Bernard Buffet (1928-1999) est le peintre de l’intranquillité. C’est devenu presque un jeu pour les connaisseurs, voire les amateurs de l’artiste : trouver une scène qui respire la joie calme de deux êtres humains, ensemble, a fortiori dormant ensemble. Elles sont si excessivement rares qu’il semblerait qu’il n’en existe pas. La biographie de l’artiste peut expliquer en grande partie cette tension de ses semblables, cette tension entre ses semblables, une tension qui jamais ne cesse.

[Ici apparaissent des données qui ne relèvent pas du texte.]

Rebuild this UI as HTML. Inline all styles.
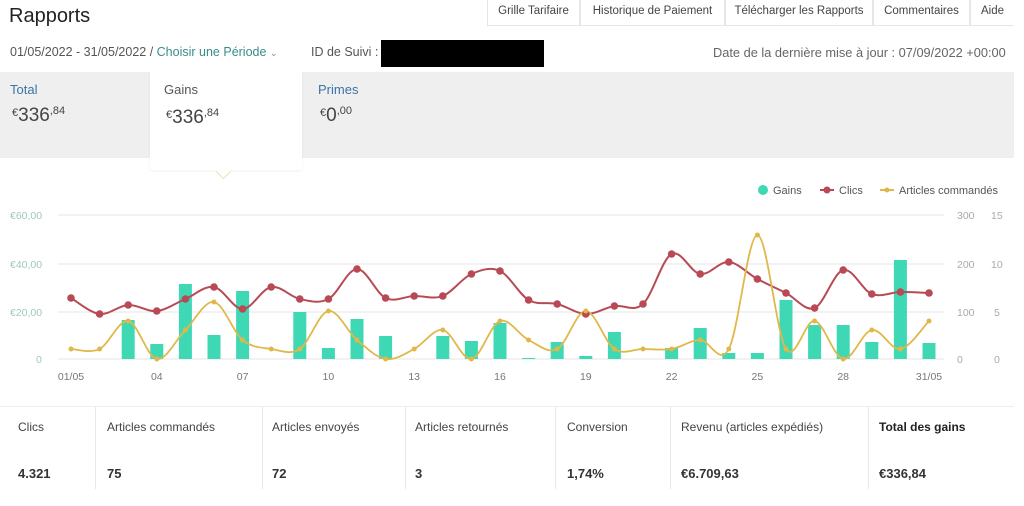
<!DOCTYPE html>
<html><head><meta charset="utf-8"><style>
body{margin:0;width:1024px;height:506px;background:#fff;font-family:"Liberation Sans",sans-serif;color:#333;position:relative;overflow:hidden}
.a{position:absolute;white-space:nowrap}
.tab{position:absolute;top:0;height:26px;border:1px solid #e6e6e6;border-top:none;font-size:11.5px;color:#444;line-height:23px;text-align:center;box-sizing:border-box}
.lab{font-size:12px;color:#444}
.val{font-size:13px;font-weight:bold;color:#333}
.col{position:absolute;top:407px;height:82px;border-left:1px solid #e8e8e8}
</style></head><body>
<div class="a" style="left:9px;top:5px;font-size:20px;color:#222">Rapports</div>
<div class="tab" style="left:487px;width:93px">Grille Tarifaire</div>
<div class="tab" style="left:580px;width:145px">Historique de Paiement</div>
<div class="tab" style="left:725px;width:148px">Télécharger les Rapports</div>
<div class="tab" style="left:873px;width:97px">Commentaires</div>
<div class="tab" style="left:970px;width:44px;border-right:none">Aide</div>
<div class="a" style="left:10px;top:45px;font-size:12.5px;color:#555">01/05/2022 - 31/05/2022 / <span style="color:#3a8c8c">Choisir une Période</span> <span style="font-size:9px;color:#888">&#8964;</span></div>
<div class="a" style="left:311px;top:45px;font-size:12.5px;color:#555">ID de Suivi :</div>
<div class="a" style="left:381px;top:40px;width:163px;height:27px;background:#000"></div>
<div class="a" style="left:713px;top:45px;font-size:12.8px;color:#666">Date de la dernière mise à jour : 07/09/2022 +00:00</div>
<div class="a" style="left:0;top:72px;width:1014px;height:86px;background:#efefef"></div>
<div class="a" style="left:150px;top:72px;width:152px;height:98px;background:#fff;box-shadow:0 1px 2px rgba(0,0,0,.06)"></div>
<div class="a" style="left:218px;top:166px;width:10px;height:10px;background:#fff;transform:rotate(45deg);border-right:1px solid #f0e0b0;border-bottom:1px solid #f0e0b0"></div>
<div class="a" style="left:10px;top:82px;font-size:13px;color:#3b73a8">Total</div>
<div class="a" style="left:12px;top:105px;font-size:19px;color:#444"><span style="font-size:11px;vertical-align:5px">€</span>336<span style="font-size:11px;vertical-align:7px">,84</span></div>
<div class="a" style="left:164px;top:82px;font-size:13px;color:#555">Gains</div>
<div class="a" style="left:166px;top:107px;font-size:19px;color:#444"><span style="font-size:11px;vertical-align:5px">€</span>336<span style="font-size:11px;vertical-align:7px">,84</span></div>
<div class="a" style="left:318px;top:82px;font-size:13px;color:#3b73a8">Primes</div>
<div class="a" style="left:320px;top:105px;font-size:19px;color:#444"><span style="font-size:11px;vertical-align:5px">€</span>0<span style="font-size:11px;vertical-align:7px">,00</span></div>
<svg class="a" style="left:0;top:0" width="1024" height="400" id="ch">
<g font-size="11" fill="#555">
<circle cx="763" cy="190" r="5" fill="#3fd8b5"/><text x="773" y="194">Gains</text>
<line x1="820" y1="190" x2="834" y2="190" stroke="#b84a55" stroke-width="2"/><circle cx="827" cy="190" r="3.5" fill="#b84a55"/><text x="839" y="194">Clics</text>
<line x1="880" y1="190" x2="894" y2="190" stroke="#e0b84a" stroke-width="2"/><circle cx="887" cy="190" r="2.5" fill="#e0b84a"/><text x="899" y="194">Articles commandés</text>
</g>
<g stroke="#e6e6e6" stroke-width="1"><line x1="58" y1="215" x2="944" y2="215"/><line x1="58" y1="264" x2="944" y2="264"/><line x1="58" y1="312" x2="944" y2="312"/><line x1="58" y1="359" x2="944" y2="359"/></g>
<g font-size="10.5" fill="#9cc9bf"><text x="10" y="219">€60,00</text><text x="10" y="268">€40,00</text><text x="10" y="316">€20,00</text><text x="36" y="363">0</text></g>
<g font-size="10.5" fill="#aaa"><text x="957" y="219">300</text><text x="957" y="268">200</text><text x="957" y="316">100</text><text x="957" y="363">0</text>
<text x="991" y="219">15</text><text x="991" y="268">10</text><text x="994" y="316">5</text><text x="994" y="363">0</text></g>
<g font-size="10.5" fill="#777" id="xl"></g>
<g id="bars" fill="#3fd8b5"></g>
<path id="pc" fill="none" stroke="#b84a55" stroke-width="2"/>
<path id="pa" fill="none" stroke="#e0b84a" stroke-width="1.8"/>
<g id="dots"></g>
</svg>
<div class="a" style="left:0;top:406px;width:1014px;border-top:1px solid #eee"></div>
<div class="col" style="left:95px"></div><div class="col" style="left:262px"></div><div class="col" style="left:405px"></div><div class="col" style="left:555px"></div><div class="col" style="left:670px"></div><div class="col" style="left:868px"></div>
<div class="a lab" style="left:18px;top:420px">Clics</div><div class="a val" style="left:18px;top:466px">4.321</div>
<div class="a lab" style="left:107px;top:420px">Articles commandés</div><div class="a val" style="left:107px;top:466px">75</div>
<div class="a lab" style="left:272px;top:420px">Articles envoyés</div><div class="a val" style="left:272px;top:466px">72</div>
<div class="a lab" style="left:415px;top:420px">Articles retournés</div><div class="a val" style="left:415px;top:466px">3</div>
<div class="a lab" style="left:567px;top:420px">Conversion</div><div class="a val" style="left:567px;top:466px">1,74%</div>
<div class="a lab" style="left:681px;top:420px">Revenu (articles expédiés)</div><div class="a val" style="left:681px;top:466px">€6.709,63</div>
<div class="a lab" style="left:879px;top:420px;font-weight:bold;color:#222">Total des gains</div><div class="a val" style="left:879px;top:466px">€336,84</div>
<script>
var ns="http://www.w3.org/2000/svg";
function X(d){return 71+(d-1)*28.6}
var clics=[298,314,305,311,299,287,309,287,299,299,269,298,296,296,274,271,300,304,314,306,304,254,274,262,279,293,308,270,294,292,293];
var art=[349,349,321,359,330,302,340,349,349,311,340,359,349,330,359,321,340,349,311,349,349,349,340,349,235,349,321,359,330,349,321];
var bars={3:320,4:344,5:284,6:335,7:291,9:312,10:348,11:319,12:336,14:336,15:341,16:323,17:358,18:342,19:356,20:332,22:348,23:328,24:353,25:353,26:300,27:325,28:325,29:342,30:260,31:343};
function path(ys){var p=ys.map(function(y,i){return [X(i+1),y]});var d="M"+p[0][0]+","+p[0][1];
for(var i=0;i<p.length-1;i++){var a=p[i-1]||p[i],b=p[i],c=p[i+1],e=p[i+2]||c;
d+=" C"+(b[0]+(c[0]-a[0])/6)+","+(b[1]+(c[1]-a[1])/6)+" "+(c[0]-(e[0]-b[0])/6)+","+(c[1]-(e[1]-b[1])/6)+" "+c[0]+","+c[1];}return d}
document.getElementById("pc").setAttribute("d",path(clics));
document.getElementById("pa").setAttribute("d",path(art));
var g=document.getElementById("bars");
for(var k in bars){var r=document.createElementNS(ns,"rect");r.setAttribute("x",X(+k)-6.5);r.setAttribute("y",bars[k]);r.setAttribute("width",13);r.setAttribute("height",359-bars[k]);g.appendChild(r)}
var dg=document.getElementById("dots");
for(var i=0;i<31;i++){var c=document.createElementNS(ns,"circle");c.setAttribute("cx",X(i+1));c.setAttribute("cy",clics[i]);c.setAttribute("r",3.8);c.setAttribute("fill","#b84a55");dg.appendChild(c);
var c2=document.createElementNS(ns,"circle");c2.setAttribute("cx",X(i+1));c2.setAttribute("cy",art[i]);c2.setAttribute("r",2.5);c2.setAttribute("fill","#e0b84a");dg.appendChild(c2);}
var xl=document.getElementById("xl");
[[1,"01/05"],[4,"04"],[7,"07"],[10,"10"],[13,"13"],[16,"16"],[19,"19"],[22,"22"],[25,"25"],[28,"28"],[31,"31/05"]].forEach(function(a){var t=document.createElementNS(ns,"text");t.setAttribute("x",X(a[0]));t.setAttribute("y",380);t.setAttribute("text-anchor","middle");t.textContent=a[1];xl.appendChild(t)});
</script>
</body></html>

Orphelin de mère dans des circonstances dramatiques – elle meurt après quinze jours de maux de tête incoercibles-, renvoyé du lycée Carnot, dans ce quartier parisien de la plaine Monceau que ce gamin des Batignolles abandonne alors, il est vite remarqué pour sa juvénilité, son style d’une singularité incontestable. Très vite, il est adulé ou conspué. Pas d’indifférence à son égard. Ce ne sont pas les traits acérés, les couleurs acides, ou au contraire délavés, mais la profondeur du champ, la puissance de la déréliction que trahissent ses toiles. Ses détracteurs disaient de lui que sa peinture était existentialiste, ou huguenote. En un mot, triste, ou plutôt, désenchantée. Le temps, ce grand maître, permet de replacer Bernard Buffet en perspective. Il est possible que, bien que passé par les Beaux-Arts de Paris et classé « expressionniste » (cette manie des classifications… des écoles !), Buffet soit d’abord un homme qui, par un paradoxe qui n’étonnera que ceux qui confondent peinture et morne photographie, exprime avant tout la profondeur des choses : un peintre. Et c’est tout. Plus proche de Van Gogh (1853-1890) et de Nicolas de Staël (1913-1955) – il a grandi dans le quartier de l’atelier du baron russe, rue Nollet – il partagera avec eux la même fin, la mort qu’on se donne.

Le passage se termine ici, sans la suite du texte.